Choose a tag to compare

@Vitruves Vitruves released this 17 Mar 12:33
· 1 commit to main since this release

New Features

  • CLI tool (carquet): Ships a built-in command-line tool for inspecting Parquet files and generating reader code. Built by default (CARQUET_BUILD_CLI=ON), installed globally with make install.

    • schema — print file schema
    • info — print detailed file metadata
    • head / tail — print first/last N rows
    • count — print total row count
    • columns — list column names (one per line)
    • stat — print column statistics
    • validate — verify file integrity
    • sample — print N random rows
    • codegen — generate C reader code from a Parquet file's schema
    • All subcommands support -h / --help.
  • Code generation (carquet codegen): Reads a real Parquet file's schema and generates a complete, compilable C program tailored to that schema.

    • -f / --file — input Parquet file to inspect (generates a placeholder path if omitted)
    • -o / --output — output source file (prints compile command on stderr)
    • -b / --batch-size — batch size in generated code
    • -c / --columns — comma-separated column filter
    • --mmap — generate memory-mapped I/O reader
    • --skeleton — generate empty process_batch body for custom logic
    • Auto-detects compiler (respects $CC), carquet include/lib paths, and link dependencies
    • Embeds the source Parquet file as default input so the generated binary works without arguments
    • Generated code compiles with zero warnings
  • Versioned manual in docs/: Added focused in-repo documentation for the main workflows and API concepts.

    • docs/README.md — manual index and API surface guide
    • docs/reading.md — reader setup, batch scans, column reads, filtering, metadata inspection
    • docs/writing.md — schema creation, required/nullable writes, row groups, buffer writer
    • docs/nested-data.md — groups, lists, maps, definition levels, repetition levels
    • docs/performance.md — mmap, zero-copy, dictionary-preserving reads, prebuffering, tuning
    • docs/error-handling.md — status codes, rich error context, type mapping, and level/null conventions
  • Row group predicate pushdown in batch reader: Added row_group_filter callback to carquet_batch_reader_config_t for zero-I/O elimination of non-matching row groups using column statistics.

  • I/O coalescing: Added carquet_reader_prebuffer() to pre-read multiple column chunks in a single coalesced read.

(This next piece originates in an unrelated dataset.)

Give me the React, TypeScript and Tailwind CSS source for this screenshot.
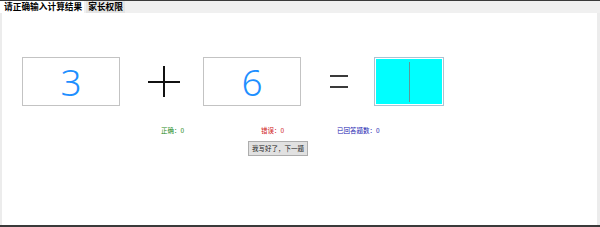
import React from 'react';

const cjk = { fontFamily: '"Noto Sans CJK SC", "Noto Sans", sans-serif' };

function NumberBox({ value }: { value: string }) {
  return (
    <div className="flex h-[49px] w-[98px] items-center justify-center border border-[#c3c3c3] bg-white">
      <span
        className="text-[37px] font-light leading-none text-[#1e8fff]"
        style={{ fontFamily: '"Noto Sans", sans-serif' }}
      >
        {value}
      </span>
    </div>
  );
}

export default function App() {
  return (
    <div
      className="flex h-[227px] w-[600px] flex-col overflow-hidden border-t border-b-2 border-[#3a3a3a] bg-white"
      style={cjk}
    >
      {/* tab strip */}
      <div className="flex h-[12px] items-stretch bg-[#f0f0f0]">
        <div className="flex items-center bg-white pl-[4px] pr-[2px] text-[8.7px] font-bold leading-none text-black">
          请正确输入计算结果
        </div>
        <div className="ml-[2px] flex items-center bg-[#e4e4e4] px-[2px] text-[8.7px] font-bold leading-none text-black">
          家长权限
        </div>
      </div>

      {/* page */}
      <div className="flex flex-1 flex-col border-l-2 border-r-[3px] border-[#ececec] bg-white">
        <div className="mt-[44px] flex items-center pl-[20px]">
          <NumberBox value="3" />
          <div className="relative ml-[28px] h-[31px] w-[32px]">
            <div className="absolute left-0 top-[15px] h-[1.5px] w-[32px] bg-[#111]" />
            <div className="absolute left-[15px] top-0 h-[31px] w-[1.5px] bg-[#111]" />
          </div>
          <div className="ml-[23px]">
            <NumberBox value="6" />
          </div>
          <div className="ml-[29px] flex h-[13px] w-[18px] flex-col justify-between">
            <div className="h-[2px] w-full bg-[#3a3a3a]" />
            <div className="h-[2px] w-full bg-[#3a3a3a]" />
          </div>
          <div className="ml-[26px] h-[49px] w-[70px] border border-[#a9c3d3] bg-white p-[1px]">
            <div className="flex h-full w-full items-center justify-center bg-[#00ffff]">
              <div className="h-[40px] w-[1px] bg-[#5a9a9a]" />
            </div>
          </div>
        </div>

        <div className="mt-[21px] flex items-center pl-[159px] text-[6.5px] leading-none">
          <span className="w-[100px] text-[#1a8a1a]">正确：0</span>
          <span className="w-[76px] text-[#d02020]">错误：0</span>
          <span className="text-[#2020b0]">已回答题数：0</span>
        </div>

        <div className="mt-[7px] pl-[246px]">
          <button
            type="button"
            className="flex h-[15px] w-[60px] items-center justify-center border border-[#adadad] bg-[#e1e1e1] text-[6.5px] leading-none text-[#222]"
          >
            我写好了，下一题
          </button>
        </div>
      </div>
    </div>
  );
}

  • Speculative footer read: File open reads up to 64KB from the end in a single I/O call, reducing the open path from 3 I/O calls to 2 for most files.

  • Data Page V2 decoding: Page reader support for Parquet Data Page V2.

  • Write-path profiling target: Added the profile_write binary for dedicated write-path profiling.

New APIs

  • Bloom filter query: Read bloom filters from Parquet files and check value membership — enables column-chunk-level predicate pushdown.
    carquet_reader_get_bloom_filter(), carquet_bloom_filter_check_i32/i64/float/double/bytes(), carquet_bloom_filter_size(), carquet_bloom_filter_destroy()
  • Page index read: Access per-page min/max statistics (column index) and page file locations (offset index) — enables page-level predicate pushdown, skipping individual pages within a column chunk.
    carquet_reader_get_column_index(), carquet_column_index_num_pages(), carquet_column_index_get_page_stats(), carquet_reader_get_offset_index(), carquet_offset_index_get_page_location()
  • Key-value metadata: Read and write arbitrary string key-value pairs in the Parquet footer (used by Pandas, Arrow, Spark for schema annotations).
    carquet_reader_num_metadata(), carquet_reader_get_metadata(), carquet_reader_find_metadata(), carquet_writer_add_metadata()
  • Column chunk metadata: Inspect per-column-per-row-group details: codec, encoding, sizes, and which optional features (bloom filter, page index) are present.
    carquet_reader_column_chunk_metadata()
  • Per-column writer options: Override global encoding, compression, statistics, and bloom filter settings on a per-column basis.
    carquet_writer_set_column_encoding(), carquet_writer_set_column_compression(), carquet_writer_set_column_statistics(), carquet_writer_set_column_bloom_filter()
  • Buffer writer: Write Parquet data to an in-memory buffer instead of a file — useful for network protocols, embedding, and testing.
    carquet_writer_create_buffer(), carquet_writer_get_buffer()

Performance

  • Multi-row-group pipeline decompression: Persistent worker pool with pipeline ring buffer for parallel bulk-reads. On 10M-row / 10-RG / 3-column benchmark (Apple M3): snappy 16ms (was 40ms), zstd 25ms (was 44ms), lz4 12ms (was 26ms).
  • ZSTD thread safety: Per-thread ZSTD_DCtx/ZSTD_CCtx cache via pthread_key_create on all POSIX builds.
  • ARM NEON byte-stream-split: Widened AArch64 double encode/decode hot loop to 4 doubles at a time.
  • Cheaper page-load peeks: Zero-length batch reads share the page-loader helper.

Bug Fixes

  • Fixed BYTE_ARRAY nullable column reads: Writer now encodes all num_values entries for BYTE_ARRAY columns (including zero-length entries for nulls) so values stay aligned with definition levels. Reader's PLAIN decoder and dictionary lookup paths updated to match.
  • Fixed dictionary-encoded nullable columns: Dictionary index decoding and lookup now process num_values entries instead of non_null_count.

Internal

  • CLI sources in src/cli/: main.c, commands.c, codegen.c, codegen_read.c, codegen_write.c (stub).
  • Build option CARQUET_BUILD_CLI (default ON), installs carquet binary alongside the library.
  • Batch reader pipeline serves pre-read data via zero-copy views from ring buffer slots.
  • Worker pool queue capacity increased to 512 for cross-RG bulk-read task submission.
  • Page reader fread path uses prebuf_read_at() helper for prebuffer cache.
  • Windows compatibility: _getcwd, _access, _fullpath, gmtime_s behind #ifdef _WIN32.